***** Data to process *****

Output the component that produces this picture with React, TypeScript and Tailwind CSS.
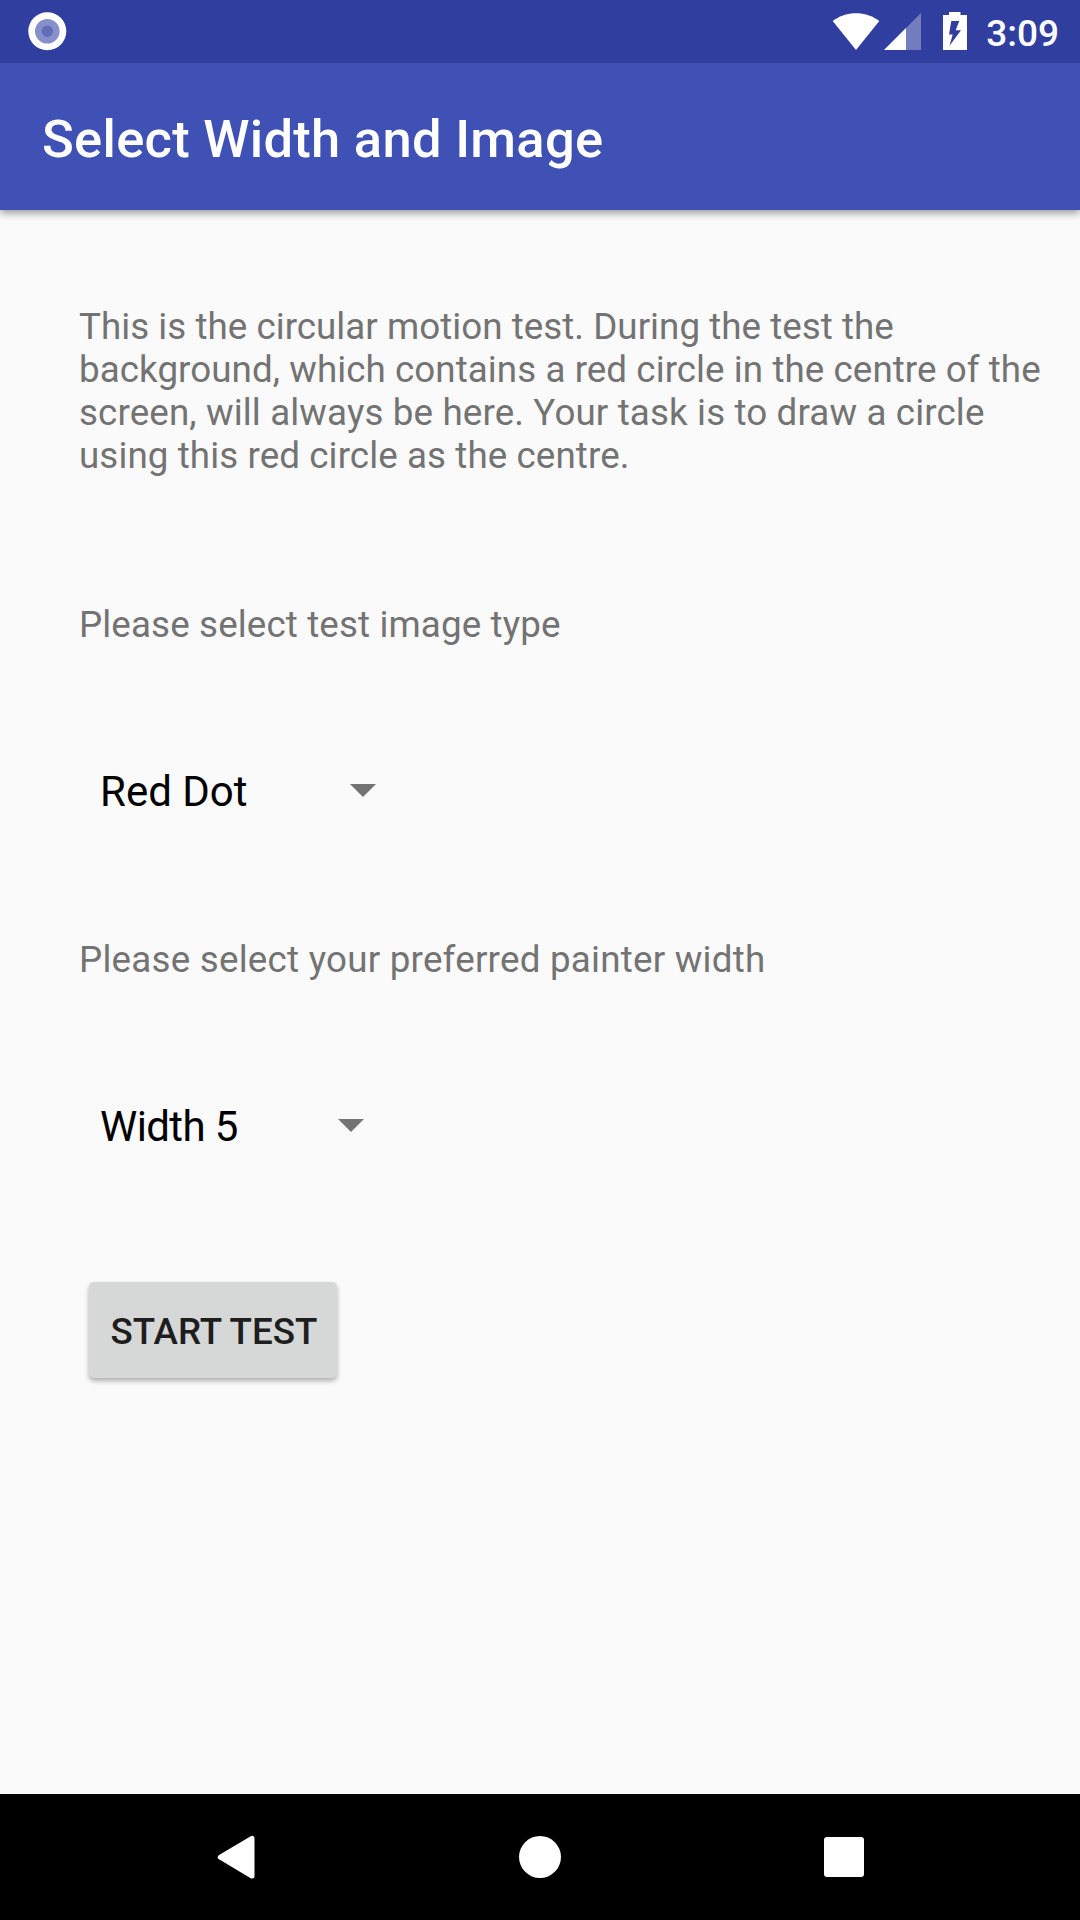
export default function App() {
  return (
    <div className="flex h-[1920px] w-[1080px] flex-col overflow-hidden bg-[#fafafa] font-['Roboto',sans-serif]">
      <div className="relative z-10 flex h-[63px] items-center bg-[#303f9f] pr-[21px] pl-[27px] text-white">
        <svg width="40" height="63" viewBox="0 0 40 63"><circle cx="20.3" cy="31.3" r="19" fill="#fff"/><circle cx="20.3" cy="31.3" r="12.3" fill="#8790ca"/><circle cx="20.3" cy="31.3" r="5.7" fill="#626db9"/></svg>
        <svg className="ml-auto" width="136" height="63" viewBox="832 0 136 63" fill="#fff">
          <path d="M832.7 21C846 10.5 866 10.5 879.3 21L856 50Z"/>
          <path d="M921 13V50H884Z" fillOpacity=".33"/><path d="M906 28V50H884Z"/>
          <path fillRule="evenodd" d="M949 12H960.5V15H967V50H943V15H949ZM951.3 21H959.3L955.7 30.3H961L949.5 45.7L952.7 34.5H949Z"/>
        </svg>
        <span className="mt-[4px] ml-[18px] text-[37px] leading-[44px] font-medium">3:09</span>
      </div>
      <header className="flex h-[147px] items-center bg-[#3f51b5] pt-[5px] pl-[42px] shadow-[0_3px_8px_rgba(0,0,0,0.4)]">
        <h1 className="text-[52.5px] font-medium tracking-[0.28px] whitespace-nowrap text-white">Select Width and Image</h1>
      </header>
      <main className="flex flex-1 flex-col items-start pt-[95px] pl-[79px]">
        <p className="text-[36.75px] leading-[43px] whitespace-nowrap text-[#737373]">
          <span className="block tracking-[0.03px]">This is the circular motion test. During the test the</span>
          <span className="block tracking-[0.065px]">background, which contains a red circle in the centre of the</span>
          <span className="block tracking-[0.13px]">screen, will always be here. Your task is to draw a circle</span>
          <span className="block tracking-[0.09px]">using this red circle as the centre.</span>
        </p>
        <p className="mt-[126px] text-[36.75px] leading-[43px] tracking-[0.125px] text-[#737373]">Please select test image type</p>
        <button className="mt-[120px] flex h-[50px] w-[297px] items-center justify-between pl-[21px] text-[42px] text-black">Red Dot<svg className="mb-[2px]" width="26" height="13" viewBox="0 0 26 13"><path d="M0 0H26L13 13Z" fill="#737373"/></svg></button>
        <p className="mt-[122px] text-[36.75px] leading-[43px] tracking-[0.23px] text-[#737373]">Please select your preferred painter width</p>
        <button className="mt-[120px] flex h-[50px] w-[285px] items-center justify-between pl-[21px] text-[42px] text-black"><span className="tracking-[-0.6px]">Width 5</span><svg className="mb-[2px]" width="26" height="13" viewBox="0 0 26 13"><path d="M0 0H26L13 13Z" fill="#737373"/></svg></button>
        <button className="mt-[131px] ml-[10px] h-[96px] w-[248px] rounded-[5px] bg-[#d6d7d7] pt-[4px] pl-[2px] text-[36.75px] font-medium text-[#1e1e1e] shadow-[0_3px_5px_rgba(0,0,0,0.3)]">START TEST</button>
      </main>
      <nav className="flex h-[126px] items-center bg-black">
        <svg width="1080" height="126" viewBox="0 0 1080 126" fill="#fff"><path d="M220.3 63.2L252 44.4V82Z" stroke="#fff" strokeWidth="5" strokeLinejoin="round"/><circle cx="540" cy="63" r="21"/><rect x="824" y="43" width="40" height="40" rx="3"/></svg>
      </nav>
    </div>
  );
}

*****
***** Data to process *****

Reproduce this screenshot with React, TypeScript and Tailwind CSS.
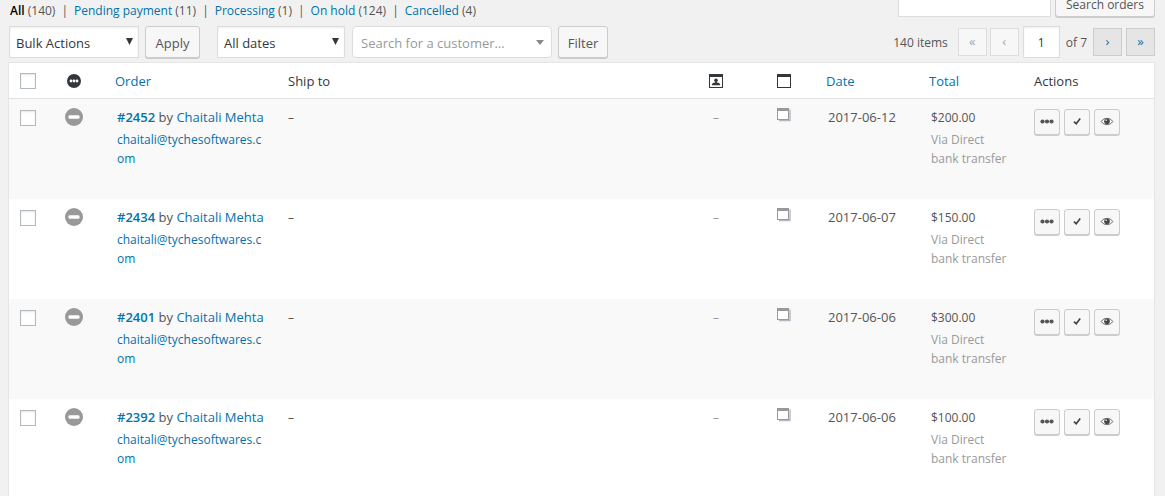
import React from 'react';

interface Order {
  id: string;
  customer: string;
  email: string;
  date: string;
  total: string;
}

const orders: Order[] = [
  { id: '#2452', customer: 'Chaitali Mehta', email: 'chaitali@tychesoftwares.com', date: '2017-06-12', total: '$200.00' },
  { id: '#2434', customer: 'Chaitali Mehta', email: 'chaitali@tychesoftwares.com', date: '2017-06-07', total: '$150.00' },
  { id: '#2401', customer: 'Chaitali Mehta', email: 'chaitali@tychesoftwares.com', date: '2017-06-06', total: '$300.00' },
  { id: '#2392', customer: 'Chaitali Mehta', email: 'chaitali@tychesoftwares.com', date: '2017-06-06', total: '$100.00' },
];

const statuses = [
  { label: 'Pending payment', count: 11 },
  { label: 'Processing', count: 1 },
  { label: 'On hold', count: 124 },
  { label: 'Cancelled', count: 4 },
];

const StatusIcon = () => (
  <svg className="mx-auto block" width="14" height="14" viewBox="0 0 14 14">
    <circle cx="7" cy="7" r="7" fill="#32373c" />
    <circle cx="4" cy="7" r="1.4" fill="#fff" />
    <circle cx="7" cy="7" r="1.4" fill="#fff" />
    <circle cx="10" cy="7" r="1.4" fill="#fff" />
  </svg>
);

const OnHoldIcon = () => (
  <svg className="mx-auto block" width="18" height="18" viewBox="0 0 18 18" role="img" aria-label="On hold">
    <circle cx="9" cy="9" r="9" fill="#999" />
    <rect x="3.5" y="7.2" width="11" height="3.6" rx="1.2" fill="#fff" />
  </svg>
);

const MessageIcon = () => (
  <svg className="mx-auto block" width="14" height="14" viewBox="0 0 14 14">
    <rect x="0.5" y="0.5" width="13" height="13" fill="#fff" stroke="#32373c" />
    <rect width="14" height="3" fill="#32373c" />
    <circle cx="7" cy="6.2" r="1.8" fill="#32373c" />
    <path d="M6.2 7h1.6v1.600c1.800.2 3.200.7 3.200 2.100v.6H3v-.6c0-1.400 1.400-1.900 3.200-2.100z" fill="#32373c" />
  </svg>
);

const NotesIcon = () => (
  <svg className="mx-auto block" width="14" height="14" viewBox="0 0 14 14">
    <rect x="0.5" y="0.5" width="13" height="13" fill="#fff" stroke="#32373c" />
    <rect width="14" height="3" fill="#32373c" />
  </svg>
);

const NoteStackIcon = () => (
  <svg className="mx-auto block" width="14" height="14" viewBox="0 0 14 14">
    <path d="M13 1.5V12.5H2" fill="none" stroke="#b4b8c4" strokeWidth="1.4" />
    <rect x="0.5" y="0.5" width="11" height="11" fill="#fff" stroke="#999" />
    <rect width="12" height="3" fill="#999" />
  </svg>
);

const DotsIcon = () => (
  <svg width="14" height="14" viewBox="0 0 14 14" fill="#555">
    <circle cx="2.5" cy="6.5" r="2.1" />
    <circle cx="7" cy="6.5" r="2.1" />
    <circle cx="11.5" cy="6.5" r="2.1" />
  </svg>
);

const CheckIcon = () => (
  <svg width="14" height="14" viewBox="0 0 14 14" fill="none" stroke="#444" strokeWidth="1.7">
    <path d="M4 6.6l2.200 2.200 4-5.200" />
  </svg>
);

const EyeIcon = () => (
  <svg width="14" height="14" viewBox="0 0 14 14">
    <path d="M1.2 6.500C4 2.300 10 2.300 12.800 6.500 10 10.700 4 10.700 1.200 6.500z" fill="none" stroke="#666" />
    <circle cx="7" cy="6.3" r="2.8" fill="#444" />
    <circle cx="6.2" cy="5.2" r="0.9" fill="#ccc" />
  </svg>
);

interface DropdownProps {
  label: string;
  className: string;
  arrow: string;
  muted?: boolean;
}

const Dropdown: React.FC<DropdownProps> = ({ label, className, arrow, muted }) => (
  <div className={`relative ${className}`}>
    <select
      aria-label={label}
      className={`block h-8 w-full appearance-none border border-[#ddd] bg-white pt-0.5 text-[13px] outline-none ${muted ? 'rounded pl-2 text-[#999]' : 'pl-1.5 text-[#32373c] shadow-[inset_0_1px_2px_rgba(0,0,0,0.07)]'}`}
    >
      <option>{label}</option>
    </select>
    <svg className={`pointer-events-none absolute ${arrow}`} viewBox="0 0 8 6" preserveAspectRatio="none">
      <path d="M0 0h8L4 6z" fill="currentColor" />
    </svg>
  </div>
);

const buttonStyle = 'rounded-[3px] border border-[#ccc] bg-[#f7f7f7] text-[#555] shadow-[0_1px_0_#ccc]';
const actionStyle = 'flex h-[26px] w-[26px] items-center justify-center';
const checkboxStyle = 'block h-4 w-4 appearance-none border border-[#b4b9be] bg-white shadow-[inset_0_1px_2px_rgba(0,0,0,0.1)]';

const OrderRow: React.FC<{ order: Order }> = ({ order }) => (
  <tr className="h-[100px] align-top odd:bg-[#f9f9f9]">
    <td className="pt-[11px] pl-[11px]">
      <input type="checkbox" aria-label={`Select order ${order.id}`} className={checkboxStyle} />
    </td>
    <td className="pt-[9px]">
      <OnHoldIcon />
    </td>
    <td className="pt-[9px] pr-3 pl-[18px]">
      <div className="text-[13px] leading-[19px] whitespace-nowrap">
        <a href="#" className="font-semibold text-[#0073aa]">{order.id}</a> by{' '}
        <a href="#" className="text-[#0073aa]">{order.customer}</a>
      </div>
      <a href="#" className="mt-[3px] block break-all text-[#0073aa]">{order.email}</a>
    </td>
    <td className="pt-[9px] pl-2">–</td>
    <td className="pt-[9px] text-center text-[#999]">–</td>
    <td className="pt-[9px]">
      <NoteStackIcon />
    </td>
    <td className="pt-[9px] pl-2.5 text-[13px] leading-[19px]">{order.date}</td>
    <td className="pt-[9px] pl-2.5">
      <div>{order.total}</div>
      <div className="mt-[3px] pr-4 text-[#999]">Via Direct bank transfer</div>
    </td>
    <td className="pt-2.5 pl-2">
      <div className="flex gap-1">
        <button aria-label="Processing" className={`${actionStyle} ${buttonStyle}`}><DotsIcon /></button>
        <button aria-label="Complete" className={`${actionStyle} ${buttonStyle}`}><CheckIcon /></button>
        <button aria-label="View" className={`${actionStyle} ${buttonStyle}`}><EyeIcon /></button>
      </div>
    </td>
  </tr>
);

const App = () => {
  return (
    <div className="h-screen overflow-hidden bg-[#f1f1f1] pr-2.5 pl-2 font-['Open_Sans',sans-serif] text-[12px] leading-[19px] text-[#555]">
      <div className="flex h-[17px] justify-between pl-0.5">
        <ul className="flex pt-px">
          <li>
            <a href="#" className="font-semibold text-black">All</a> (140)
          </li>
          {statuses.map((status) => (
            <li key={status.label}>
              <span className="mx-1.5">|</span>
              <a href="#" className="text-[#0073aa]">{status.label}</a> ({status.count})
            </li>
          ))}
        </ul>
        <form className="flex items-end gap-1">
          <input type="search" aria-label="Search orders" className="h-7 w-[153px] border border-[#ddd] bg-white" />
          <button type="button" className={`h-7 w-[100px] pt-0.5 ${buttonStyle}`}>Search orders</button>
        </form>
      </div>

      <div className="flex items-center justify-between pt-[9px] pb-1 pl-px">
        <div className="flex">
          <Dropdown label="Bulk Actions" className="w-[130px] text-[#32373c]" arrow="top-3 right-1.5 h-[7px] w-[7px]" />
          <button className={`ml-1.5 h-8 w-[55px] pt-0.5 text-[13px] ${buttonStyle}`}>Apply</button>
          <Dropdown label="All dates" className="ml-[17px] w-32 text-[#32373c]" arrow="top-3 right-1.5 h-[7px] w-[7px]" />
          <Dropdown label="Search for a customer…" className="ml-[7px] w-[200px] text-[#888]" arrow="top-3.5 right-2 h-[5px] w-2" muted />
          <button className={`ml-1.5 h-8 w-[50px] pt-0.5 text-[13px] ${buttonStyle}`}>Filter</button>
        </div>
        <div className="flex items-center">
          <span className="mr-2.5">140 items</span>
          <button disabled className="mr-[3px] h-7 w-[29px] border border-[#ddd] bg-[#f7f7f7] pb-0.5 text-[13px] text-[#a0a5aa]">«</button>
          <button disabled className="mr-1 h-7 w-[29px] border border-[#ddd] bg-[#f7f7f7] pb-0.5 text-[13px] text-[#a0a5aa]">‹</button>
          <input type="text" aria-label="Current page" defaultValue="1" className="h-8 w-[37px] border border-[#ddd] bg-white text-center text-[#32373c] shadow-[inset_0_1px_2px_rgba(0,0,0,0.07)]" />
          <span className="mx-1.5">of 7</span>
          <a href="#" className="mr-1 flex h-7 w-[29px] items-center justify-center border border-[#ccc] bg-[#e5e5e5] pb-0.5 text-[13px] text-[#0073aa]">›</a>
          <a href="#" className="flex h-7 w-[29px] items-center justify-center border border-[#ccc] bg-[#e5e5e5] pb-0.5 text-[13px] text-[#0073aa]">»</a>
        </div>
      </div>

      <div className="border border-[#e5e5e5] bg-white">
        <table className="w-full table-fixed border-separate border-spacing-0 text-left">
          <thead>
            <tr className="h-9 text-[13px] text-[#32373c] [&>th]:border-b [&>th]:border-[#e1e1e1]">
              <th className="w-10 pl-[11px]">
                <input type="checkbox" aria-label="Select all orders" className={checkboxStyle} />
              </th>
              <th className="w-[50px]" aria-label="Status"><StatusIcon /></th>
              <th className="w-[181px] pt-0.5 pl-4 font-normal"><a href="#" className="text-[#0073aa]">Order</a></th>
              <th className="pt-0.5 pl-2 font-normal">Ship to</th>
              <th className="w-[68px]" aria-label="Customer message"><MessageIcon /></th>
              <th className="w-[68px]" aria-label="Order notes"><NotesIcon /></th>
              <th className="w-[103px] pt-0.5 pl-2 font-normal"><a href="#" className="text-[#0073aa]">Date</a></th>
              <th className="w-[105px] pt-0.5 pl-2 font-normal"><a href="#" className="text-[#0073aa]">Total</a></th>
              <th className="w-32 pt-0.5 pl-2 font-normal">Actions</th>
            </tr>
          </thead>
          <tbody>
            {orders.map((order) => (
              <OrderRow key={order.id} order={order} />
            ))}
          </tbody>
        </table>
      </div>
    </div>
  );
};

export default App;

*****

▶ [Problem requirements]: Reproduce every line from the entries that holds the word "Tailwind".

▶ [Solution for this problem]:
Output the component that produces this picture with React, TypeScript and Tailwind CSS.
Reproduce this screenshot with React, TypeScript and Tailwind CSS.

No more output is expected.